Ich kann mir vorstellen, dass ihr nach der Lektüre des letzten Abschnitts etwas verwirrt seid. Doch auf dieser Ebene funktioniert dieser Comic, der Leser liegt immer ein Schritt zurück und wird immer wieder von schockierenden Erkenntnissen überrascht. Es ist eine beinahe unerträgliche Spannung, die es einem nicht erlaubt den Comic auch nur eine Sekunde niederzulegen. „Sentry“ ist nicht einfach Marvels Vorstellung von Superman, obwohl die Parallelen offensichtlich sind. Nicht der Held, sondern die Geschichte steht im Vordergrund. Der Comic beinhaltet einige Elemente, die man aus anderen Comics und sogar TV-Serien kennt. Teilweise fühlt man sich von der Stimmung her an „Lost Highway“ erinnert, manchmal erinnert Jenkins Spiel mit den Erinnerungen und Déja-vus an Warren Ellis’ „Planetary“. Als Leser ist man gefesselt, man beisst sich die Finger Wund, man zittert und bangt, man lacht. Sentry ist nicht einfach ein weiterer Comic, Sentry ist ein wahres Meisterstück, ein Medienspiel erster Güte.
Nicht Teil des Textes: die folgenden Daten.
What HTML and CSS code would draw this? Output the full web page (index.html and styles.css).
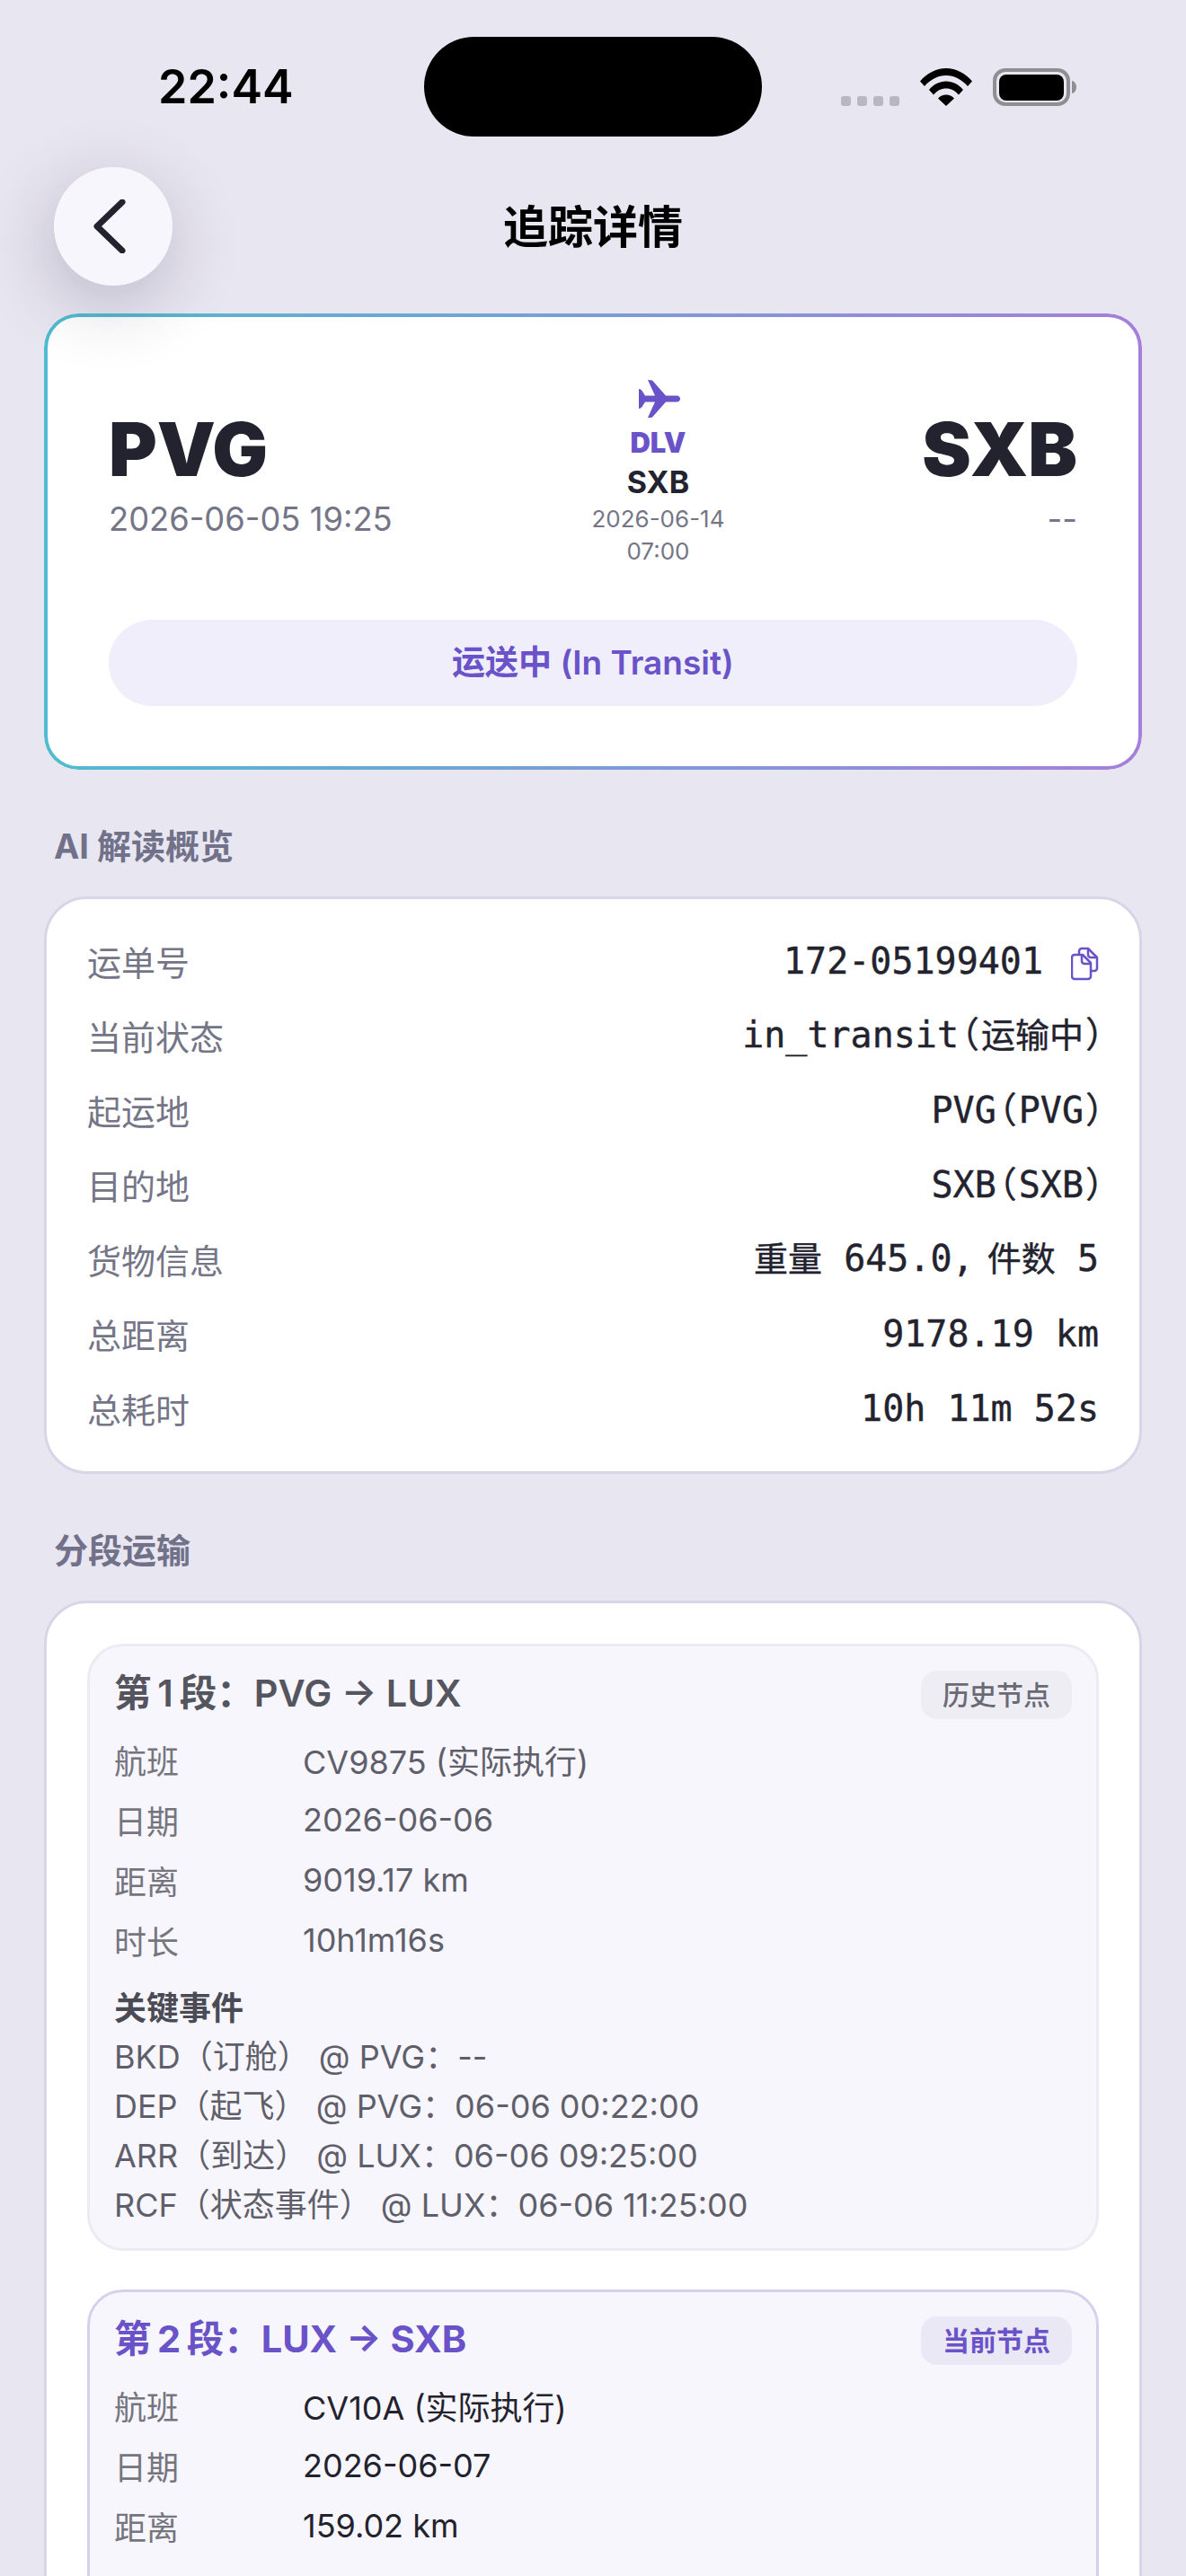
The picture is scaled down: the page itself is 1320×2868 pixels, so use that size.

Jenkins Erzählweise hat ihn in meinen Augen mehr als nur rehabilitiert. Mit welcher Eleganz er das Spiel mit der Zeit und den Rückblenden inszeniert, wie zerbrechlich er den unbesiegbaren Helden charakterisiert kann ich nur als einen Geniestreich bezeichnen. Ihm zur Seite stand Jae Lee, dessen Zeichnungen sehr aussergewöhnlich und für einige wohl auch gewöhnungsbedürftig sein dürften. Die Bilder wirken düster und bedrückend. Doch sein Stil passt perfekt zu dieser Geschichte, denn als Leser kann man die Angst förmlich spüren und die klaustrophobische Endzeitstimmung droht einen vor Spannung manchmal zu zerreissen. Ihr merkt wahrscheinlich, dass es mir schwer fällt aus dem Schwärmen herauszukommen. Entsprechend fällt mein Fazit aus:
Epochales Comic-Erlebnis, dass alle Erwartungen übertrifft und in keiner seriösen Comic-Sammlung fehlen darf. Damit hätte ich eigentlich meine Besprechung abgeschlossen, aber da war noch was, dass ich euch bezüglich Sentrys unmittelbarer Zukunft im Marvel Universum mitteilen wollte. Moment ich hab’s gleich…ich…ich kann mich nicht erinnern…ich DARF nicht.